Here’s an actual prompt I used last week for a client selling skincare products: “Close-up of a glass dropper bottle with clear serum, water droplets on the surface, soft natural window lighting from the left, minimalist white marble background, professional product photography, Hasselblad aesthetic, shot on 80mm lens, shallow depth of field –ar 1:1 –niji 6 –q 2”

Let me break that down because the second half is important too. “–niji 6” tells Midjourney to use its Niji model, which is optimized for certain styles. “–q 2” sets quality to maximum, which burns more GPU minutes but produces better results. You don’t always need to use “–q 2” but for client work and content that matters, it’s worth the extra cost.

The biggest mistake people make is writing 200-word prompts thinking more detail equals better results. Nope. Write tight, specific prompts that are maybe 40 to 60 words. Midjourney actually works better with concise direction because it’s not distracted by rambling descriptions.

Using V7 Features and Settings for Maximum Control

Midjourney V8 is the current version as of 2026, but I still use V7 for certain projects because it has a particular aesthetic I prefer. You can specify which version you want to use by adding “–v 7” or “–v 8” to your prompt. Don’t overthink this. V8 is generally better for realism and consistency, while V7 has this slightly more stylized quality that works great for design-forward brands.

The “–s” parameter controls style strength. I usually set this between 50 and 100 for social media work. Lower values (30 to 50) give you more diverse results but less cohesive style. Higher values (100 to 200) really nail a specific aesthetic but can sometimes look a bit overly processed. For Instagram feeds where you want everything to look like it belongs together, I typically use “–s 75” or “–s 100”.

The “–c” parameter controls chaos and randomness. A value of 0 means every generation of the same prompt looks nearly identical. A value of 100 means wild variation.
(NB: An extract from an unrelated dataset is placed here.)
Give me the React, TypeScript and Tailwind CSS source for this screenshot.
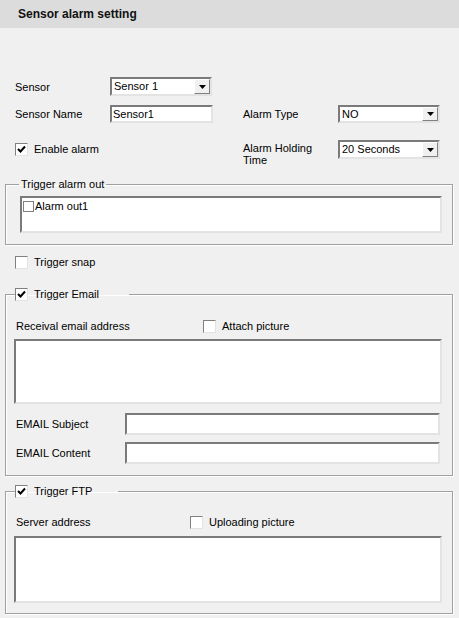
import type { ReactNode } from "react";

const sunken =
  "border-2 border-t-[#7a7a7a] border-l-[#7a7a7a] border-b-[#e3e3e3] border-r-[#e3e3e3] bg-white";

function CheckBox({ checked = false }: { checked?: boolean }) {
  return (
    <span className="inline-flex h-[13px] w-[13px] shrink-0 items-center justify-center border border-t-[#808080] border-l-[#808080] border-b-[#e3e3e3] border-r-[#e3e3e3] bg-white">
      {checked && (
        <svg width="9" height="9" viewBox="0 0 9 9">
          <path d="M1 4 L3.5 6.5 L8 1.5" stroke="#000" strokeWidth="2" fill="none" />
        </svg>
      )}
    </span>
  );
}

function Select({ value, w, h }: { value: string; w: string; h: string }) {
  return (
    <div className={`${sunken} ${w} ${h} flex items-center`}>
      <span className="flex-1 pl-[2px] leading-none">{value}</span>
      <span className="flex h-full w-[16px] items-center justify-center border border-t-[#fff] border-l-[#fff] border-b-[#808080] border-r-[#808080] bg-[#f0f0f0]">
        <svg width="7" height="4" viewBox="0 0 7 4">
          <path d="M0 0 H7 L3.5 4 Z" fill="#000" />
        </svg>
      </span>
    </div>
  );
}

function Group({
  legend,
  className,
  children,
}: {
  legend: ReactNode;
  className: string;
  children: ReactNode;
}) {
  return (
    <fieldset
      className={`ml-[5px] w-[448px] border border-[#a0a0a0] px-[8px] shadow-[inset_1px_1px_0_#fff,1px_1px_0_#fff] ${className}`}
    >
      {legend}
      {children}
    </fieldset>
  );
}

export default function App() {
  return (
    <div className="h-[618px] w-[459px] overflow-hidden bg-[#f0f0f0] font-['Liberation_Sans',Arial,sans-serif] text-[11px] leading-[14px] text-black">
      <div className="flex h-[28px] items-center bg-[#dcdcdc] pl-[18px] text-[12px] font-bold text-[#111]">
        Sensor alarm setting
      </div>

      <div className="pl-[15px] pt-[49px]">
        <div className="flex h-[19px] items-center">
          <span className="w-[95px]">Sensor</span>
          <Select value="Sensor 1" w="w-[102px]" h="h-[19px]" />
        </div>

        <div className="mt-[9px] flex h-[18px] items-center">
          <span className="w-[95px]">Sensor Name</span>
          <div className={`${sunken} flex h-[18px] w-[103px] items-center pl-[1px]`}>Sensor1</div>
          <span className="ml-[30px] w-[95px]">Alarm Type</span>
          <Select value="NO" w="w-[102px]" h="h-[18px]" />
        </div>

        <div className="mt-[17px] flex h-[27px] items-start">
          <div className="mt-[2px] flex w-[228px] items-center gap-[5px]">
            <CheckBox checked />
            <span className="pl-[1px]">Enable alarm</span>
          </div>
          <span className="mt-[2px] w-[95px] leading-[12px]">
            Alarm Holding
            <br />
            Time
          </span>
          <Select value="20 Seconds" w="w-[102px]" h="h-[19px]" />
        </div>
      </div>

      <Group
        className="mt-[10px] pb-[11px]"
        legend={<legend className="ml-[5px] px-[2px]">Trigger alarm out</legend>}
      >
        <div className={`${sunken} mt-[5px] ml-[6px] h-[37px] w-[422px] pl-[1px] pt-[1px]`}>
          <div className="flex items-center gap-[1px]">
            <span className="h-[11px] w-[11px] border border-[#808080] bg-white" />
            <span>Alarm out1</span>
          </div>
        </div>
      </Group>

      <div className="ml-[15px] mt-[10px] flex h-[14px] items-center gap-[6px]">
        <CheckBox />
        <span>Trigger snap</span>
      </div>

      <Group
        className="mt-[18px] pb-[11px]"
        legend={
          <legend className="ml-[1px] flex w-[114px] items-center gap-[6px]">
            <CheckBox checked />
            <span>Trigger Email</span>
          </legend>
        }
      >
        <div className="mt-[18px] flex h-[14px] items-center pl-[2px]">
          <span className="w-[187px]">Receival email address</span>
          <CheckBox />
          <span className="ml-[6px]">Attach picture</span>
        </div>
        <div className={`${sunken} mt-[6px] h-[65px] w-[428px]`} />
        <div className="mt-[9px] flex h-[22px] items-center pl-[2px]">
          <span className="w-[109px]">EMAIL Subject</span>
          <div className={`${sunken} h-[22px] w-[315px]`} />
        </div>
        <div className="mt-[7px] flex h-[22px] items-center pl-[2px]">
          <span className="w-[109px]">EMAIL Content</span>
          <div className={`${sunken} h-[22px] w-[315px]`} />
        </div>
      </Group>

      <Group
        className="mt-[8px] pb-[10px]"
        legend={
          <legend className="ml-[1px] flex w-[103px] items-center gap-[6px]">
            <CheckBox checked />
            <span>Trigger FTP</span>
          </legend>
        }
      >
        <div className="mt-[17px] flex h-[14px] items-center pl-[2px]">
          <span className="w-[174px]">Server address</span>
          <CheckBox />
          <span className="ml-[6px]">Uploading picture</span>
        </div>
        <div className={`${sunken} mt-[7px] h-[67px] w-[428px]`} />
      </Group>
    </div>
  );
}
I use “–c 20” or “–c 30” when I’m trying to get consistent results, and “–c 80” when I want to explore a bunch of different variations on a theme. This is helpful when you’re trying to figure out which direction resonates before committing to a full shoot.

Weighting is something that completely changed how I work. You can add “weight values” to different parts of your prompt using “::” notation. For example: “elegant golden jewelry::2 on white marble background::1 product photography::1.5”. The numbers tell Midjourney to emphasize certain elements more. Higher numbers mean more emphasis. This is incredibly useful when you have multiple elements competing for attention and you want to ensure one thing stays dominant.

Use the “–iw” parameter to control how much influence an image reference has. I’ll usually set this to 0.25 or 0.5 if I’m using an image as a style reference. This is how you can say “make something in the style of this photo” without getting a clone of the exact image.

The Upscaling and Variation Game

Here’s what happens after you generate your four initial images. You’ll see a grid of options, and below each one are buttons for Upscale (U1, U2, U3, U4) and Variations (V1, V2, V3, V4). Most people just click upscale and call it done. That’s a waste of Midjourney’s potential.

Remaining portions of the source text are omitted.